» Request
Out of all the lines below, count those with the word "React". Give the number only.

————————

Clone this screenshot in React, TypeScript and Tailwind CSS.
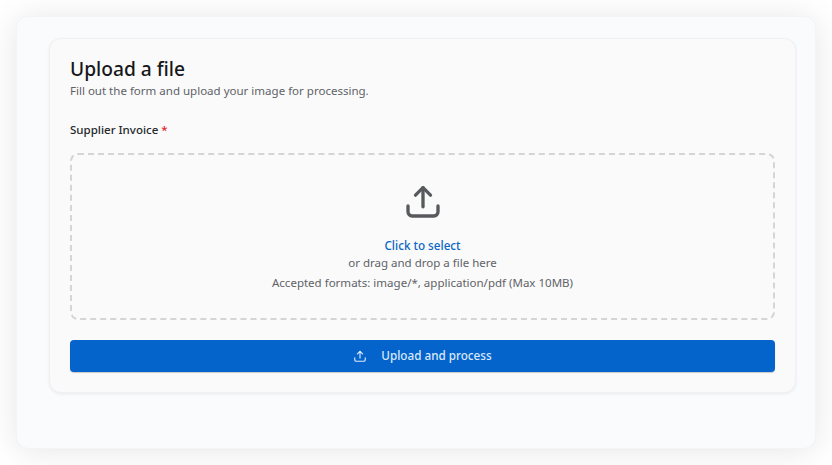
const fontStack = { fontFamily: '"Noto Sans", sans-serif' };

function UploadIcon({ className }: { className?: string }) {
  return (
    <svg viewBox="0 0 24 24" fill="none" stroke="currentColor" strokeWidth="2" strokeLinecap="round" strokeLinejoin="round" className={className}>
      <path d="M12 15.5V4" />
      <path d="M7.5 8.5 12 4l4.5 4.5" />
      <path d="M3 15v3.5A2.5 2.5 0 0 0 5.5 21h13a2.5 2.5 0 0 0 2.5-2.5V15" />
    </svg>
  );
}

export default function App() {
  return (
    <div style={fontStack} className="h-[465px] w-[832px] overflow-hidden bg-white px-[16px] pt-[16px]">
      <div className="h-[433px] w-[800px] rounded-[12px] border border-[#f3f4f6] bg-[#f9fbfd] px-[32px] pt-[21px] shadow-[0_2px_32px_rgba(0,0,0,0.1)]">
        <div className="h-[355px] w-[747px] rounded-[12px] border border-[#f0f1f2] bg-[#fafafa] px-[20px] pt-[17px] shadow-[0_1px_3px_rgba(0,0,0,0.07)]">
          <h1 className="text-[19.2px] font-medium leading-[26px] text-[#16181b]">Upload a file</h1>
          <p className="text-[11.52px] leading-[18px] text-[#5f6368]">Fill out the form and upload your image for processing.</p>
          <div className="mt-[21px] text-[11.52px] font-medium leading-[18px] text-[#26282b]">
            Supplier Invoice <span className="text-[#dc2626]">*</span>
          </div>
          <div className="mt-[14px] flex h-[167px] w-[705px] flex-col items-center rounded-[8px] border-2 border-dashed border-[#d4d5d7] pt-[26px]">
            <UploadIcon className="h-[40px] w-[40px] text-[#57595c]" />
            <div className="mt-[15px] text-[11.7px] font-medium leading-[18px] text-[#0a66c2]">Click to select</div>
            <div className="text-[11.52px] leading-[18px] text-[#5f6368]">or drag and drop a file here</div>
            <div className="mt-[2px] text-[11.52px] leading-[18px] text-[#5f6368]">Accepted formats: image/*, application/pdf (Max 10MB)</div>
          </div>
          <button className="mt-[20px] flex h-[32px] w-[705px] items-center justify-center gap-[14px] rounded-[4px] bg-[#0464cc] text-[11.7px] font-medium text-[#dbe9f8] shadow-[0_1px_1px_rgba(0,0,0,0.2)]">
            <UploadIcon className="h-[14px] w-[14px]" />
            Upload and process
          </button>
        </div>
      </div>
    </div>
  );
}
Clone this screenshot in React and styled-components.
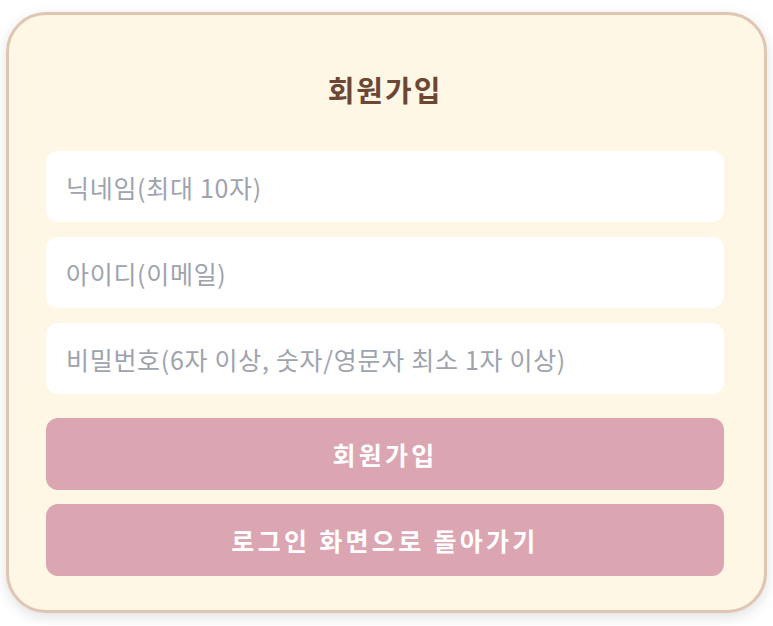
import React from 'react';
import styled, { createGlobalStyle } from 'styled-components';

const GlobalStyle = createGlobalStyle`
    body {
        margin: 0;
        background: #ffffff;
        font-family: 'Noto Sans CJK KR', 'Noto Sans', sans-serif;
    }
`;

const Page = styled.div`
    padding: 12px 6px;
`;

const Card = styled.form`
    box-sizing: border-box;
    width: 761px;
    height: 601px;
    background: #fff7e6;
    border: 3px solid #dfc6b3;
    border-radius: 40px;
    box-shadow: 0 4px 14px rgba(0, 0, 0, 0.12);
    padding: 52px 40px 0 37px;
    display: flex;
    flex-direction: column;
`;

const Title = styled.h1`
    margin: 0 0 40px;
    text-align: center;
    font-size: 29px;
    font-weight: 700;
    letter-spacing: 2px;
    color: #6d4634;
    line-height: 44px;
`;

const Fields = styled.div`
    display: flex;
    flex-direction: column;
    gap: 15px;
`;

const Input = styled.input`
    box-sizing: border-box;
    width: 100%;
    height: 71px;
    border: none;
    outline: none;
    border-radius: 12px;
    background: #ffffff;
    padding: 0 20px;
    font-family: inherit;
    font-size: 25px;
    letter-spacing: 0.7px;
    color: #374151;

    &::placeholder {
        color: #9ea3ad;
    }
`;

const Button = styled.button`
    box-sizing: border-box;
    width: 100%;
    height: 72px;
    border: none;
    border-radius: 12px;
    background: #dba6b2;
    color: #ffffff;
    font-family: inherit;
    font-size: 25px;
    font-weight: 700;
    letter-spacing: 3.3px;
    cursor: pointer;
`;

const Actions = styled.div`
    margin-top: 24px;
    display: flex;
    flex-direction: column;
    gap: 14px;
`;

const App = () => {
    return (
        <Page>
            <GlobalStyle />
            <Card onSubmit={(e) => e.preventDefault()}>
                <Title>회원가입</Title>
                <Fields>
                    <Input placeholder='닉네임(최대 10자)' />
                    <Input placeholder='아이디(이메일)' />
                    <Input type='password' placeholder='비밀번호(6자 이상, 숫자/영문자 최소 1자 이상)' />
                </Fields>
                <Actions>
                    <Button type='submit'>회원가입</Button>
                    <Button type='button'>로그인 화면으로 돌아가기</Button>
                </Actions>
            </Card>
        </Page>
    );
};

export default App;
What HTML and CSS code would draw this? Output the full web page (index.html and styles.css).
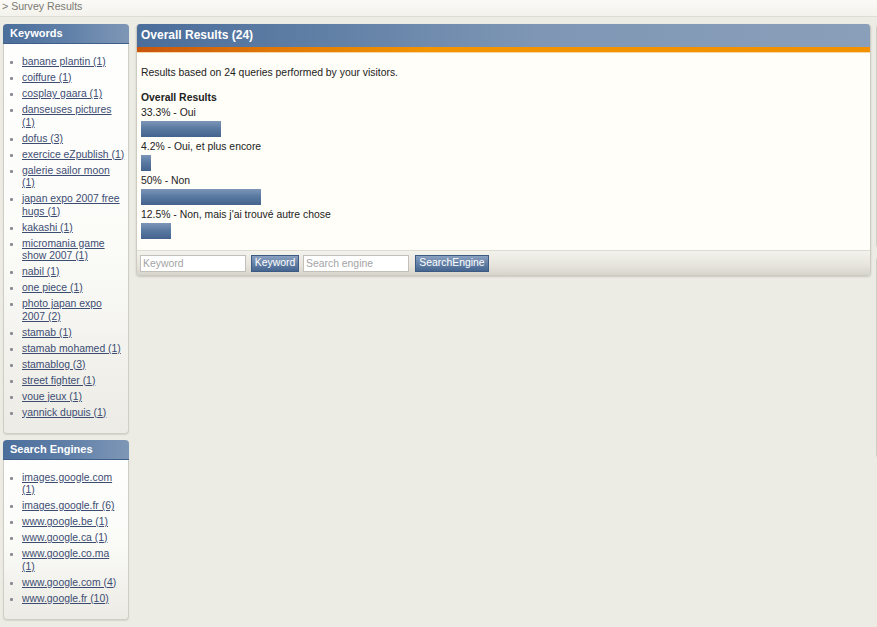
FILE: index.html
```html
<!DOCTYPE html>
<html>
<head>
<meta charset="utf-8">
<title>Survey Results</title>
<link rel="stylesheet" href="styles.css">
</head>
<body>
<div class="crumb">&gt; Survey Results</div>
<div class="layout">
  <div class="side">
    <div class="box">
      <div class="box-head">Keywords</div>
      <ul class="links">
        <li><a href="#">banane plantin (1)</a></li>
        <li><a href="#">coiffure (1)</a></li>
        <li><a href="#">cosplay gaara (1)</a></li>
        <li><a href="#">danseuses pictures (1)</a></li>
        <li><a href="#">dofus (3)</a></li>
        <li><a href="#">exercice eZpublish (1)</a></li>
        <li><a href="#">galerie sailor moon (1)</a></li>
        <li><a href="#">japan expo 2007 free hugs (1)</a></li>
        <li><a href="#">kakashi (1)</a></li>
        <li><a href="#">micromania game show 2007 (1)</a></li>
        <li><a href="#">nabil (1)</a></li>
        <li><a href="#">one piece (1)</a></li>
        <li><a href="#">photo japan expo 2007 (2)</a></li>
        <li><a href="#">stamab (1)</a></li>
        <li><a href="#">stamab mohamed (1)</a></li>
        <li><a href="#">stamablog (3)</a></li>
        <li><a href="#">street fighter (1)</a></li>
        <li><a href="#">voue jeux (1)</a></li>
        <li><a href="#">yannick dupuis (1)</a></li>
      </ul>
    </div>
    <div class="box">
      <div class="box-head">Search Engines</div>
      <ul class="links links-narrow">
        <li><a href="#">images.google.com (1)</a></li>
        <li><a href="#">images.google.fr (6)</a></li>
        <li><a href="#">www.google.be (1)</a></li>
        <li><a href="#">www.google.ca (1)</a></li>
        <li><a href="#">www.google.co.ma (1)</a></li>
        <li><a href="#">www.google.com (4)</a></li>
        <li><a href="#">www.google.fr (10)</a></li>
      </ul>
    </div>
  </div>

  <div class="main">
    <div class="main-head">Overall Results (24)</div>
    <div class="main-stripe"></div>
    <div class="main-body">
      <p class="intro">Results based on 24 queries performed by your visitors.</p>
      <div class="res-title">Overall Results</div>
      <div class="res">
        <div class="res-label">33.3% - Oui</div>
        <div class="bar" style="width:80px"></div>
      </div>
      <div class="res">
        <div class="res-label">4.2% - Oui, et plus encore</div>
        <div class="bar" style="width:10px"></div>
      </div>
      <div class="res">
        <div class="res-label">50% - Non</div>
        <div class="bar" style="width:120px"></div>
      </div>
      <div class="res">
        <div class="res-label">12.5% - Non, mais j'ai trouvé autre chose</div>
        <div class="bar" style="width:30px"></div>
      </div>
    </div>
    <div class="main-foot">
      <input class="field" type="text" placeholder="Keyword">
      <button class="btn btn-kw">Keyword</button>
      <input class="field field-se" type="text" placeholder="Search engine">
      <button class="btn btn-se">SearchEngine</button>
    </div>
  </div>

  <div class="side right">
    <div class="rbox rbox1">
      <div class="rhead"></div>
      <div class="rblock rb1"></div>
    </div>
    <div class="rbox rbox2">
      <div class="rblock rb2"></div>
      <div class="rblock rb3"></div>
    </div>
  </div>
</div>
</body>
</html>
```

FILE: styles.css
```css
html, body {
  margin: 0;
  padding: 0;
  overflow: hidden;
  width: 877px;
  height: 627px;
}
body {
  background: #ecebe4;
  font-family: "Liberation Sans", Arial, sans-serif;
  font-size: 10.4px;
  color: #222;
}
.crumb {
  height: 16px;
  line-height: 12px;
  padding-left: 2px;
  color: #7a7a74;
  font-size: 10.6px;
  background: linear-gradient(to bottom, #fbfaf6, #f3f2ec);
  border-bottom: 1px solid #dedcd3;
}
.layout {
  display: flex;
  align-items: flex-start;
  padding: 7px 0 0 3px;
  width: 1200px;
}
.side {
  width: 126px;
  flex: none;
  display: flex;
  flex-direction: column;
  gap: 6px;
}
.box {
  border: 1px solid #cfcdc4;
  border-top: 0;
  border-radius: 4px;
  background: linear-gradient(to bottom, #ffffff 0%, #fbfbf8 55%, #ecebe5 100%);
  box-shadow: 0 1px 1px #d8d6cd;
}
.box-head {
  height: 19px;
  line-height: 18px;
  margin: 0 -1px;
  padding-left: 7px;
  color: #fff;
  font-weight: bold;
  font-size: 11px;
  border-radius: 4px 4px 0 0;
  background: linear-gradient(to right, #4b6e9b 0%, #5f7fa8 50%, #7f97b6 100%);
  border-bottom: 1px solid #3f5f88;
}
.links {
  list-style: none;
  margin: 0;
  padding: 12px 3px 10px 18px;
}
.links-narrow {
  padding-right: 5px;
}
.links li {
  position: relative;
  line-height: 12.5px;
  padding-bottom: 3.5px;
}
.links li::before {
  content: "";
  position: absolute;
  left: -12px;
  top: 5px;
  width: 3px;
  height: 3px;
  background: #8a8c94;
  border-radius: 1px;
}
.links a {
  color: #3d4d72;
  text-decoration: underline;
}
.main {
  width: 733px;
  flex: none;
  margin-left: 7px;
  border: 1px solid #cdcbc2;
  border-top: 0;
  border-radius: 4px;
  overflow: hidden;
  box-shadow: 0 1px 2px #c9c7be;
}
.main-head {
  height: 23px;
  line-height: 22px;
  padding-left: 4px;
  color: #fff;
  font-weight: bold;
  font-size: 12px;
  background: linear-gradient(to right, #4a6d9a 0%, #6583a8 30%, #7f97b5 55%, #8a9fb9 100%);
}
.main-stripe {
  height: 5px;
  background: linear-gradient(to right, #c8560e 0%, #e37a06 20%, #f39400 40%, #f39100 100%);
  border-bottom: 1px solid #f7d6a6;
}
.main-body {
  background: #fffef8;
  padding: 13px 4px 8px;
}
.intro {
  margin: 0 0 11px;
  line-height: 14px;
}
.res-title {
  font-weight: bold;
  line-height: 14px;
  margin-bottom: 1px;
}
.res-label {
  line-height: 14px;
}
.bar {
  height: 16px;
  margin: 1px 0 3px;
  background: linear-gradient(to bottom, #7d96b8 0%, #5b7aa2 45%, #43638e 100%);
}
.main-foot {
  display: flex;
  align-items: center;
  height: 24px;
  padding: 0 3px;
  border-top: 1px solid #dddbd2;
  background: linear-gradient(to bottom, #f3f2ed 0%, #e6e4dc 60%, #d6d4cb 100%);
}
.field {
  width: 106px;
  height: 17px;
  box-sizing: border-box;
  margin: 0 5px 0 0;
  padding: 0 2px;
  border: 1px solid #c2c0b8;
  background: #fff;
  font-family: "Liberation Sans", Arial, sans-serif;
  font-size: 10.4px;
  color: #333;
}
.field::placeholder {
  color: #a4a4a4;
}
.field-se {
  margin-left: 4px;
}
.btn {
  height: 17px;
  box-sizing: border-box;
  padding: 0 2px;
  border: 1px solid #3d5a82;
  background: linear-gradient(to bottom, #8aa1c0 0%, #6481a8 50%, #45658f 100%);
  color: #fff;
  font-family: "Liberation Sans", Arial, sans-serif;
  font-size: 10.4px;
  line-height: 14px;
}
.btn-kw {
  width: 48px;
}
.btn-se {
  width: 74px;
  margin-left: 1px;
}
.right {
  margin-left: 5px;
  gap: 7px;
}
.rbox {
  border: 1px solid #cfcdc4;
  border-radius: 4px;
  background: #f6f5f0;
  position: relative;
}
.rbox1 {
  height: 223px;
}
.rbox2 {
  height: 201px;
}
.rhead {
  height: 16px;
  background: #5d7aa0;
}
.rblock {
  position: absolute;
  left: 1px;
  width: 30px;
  background: #5a7096;
}
.rb1 { top: 76px; height: 23px; }
.rb2 { top: 58px; height: 17px; }
.rb3 { top: 122px; height: 16px; }
```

————————

» Solution to the exercise
3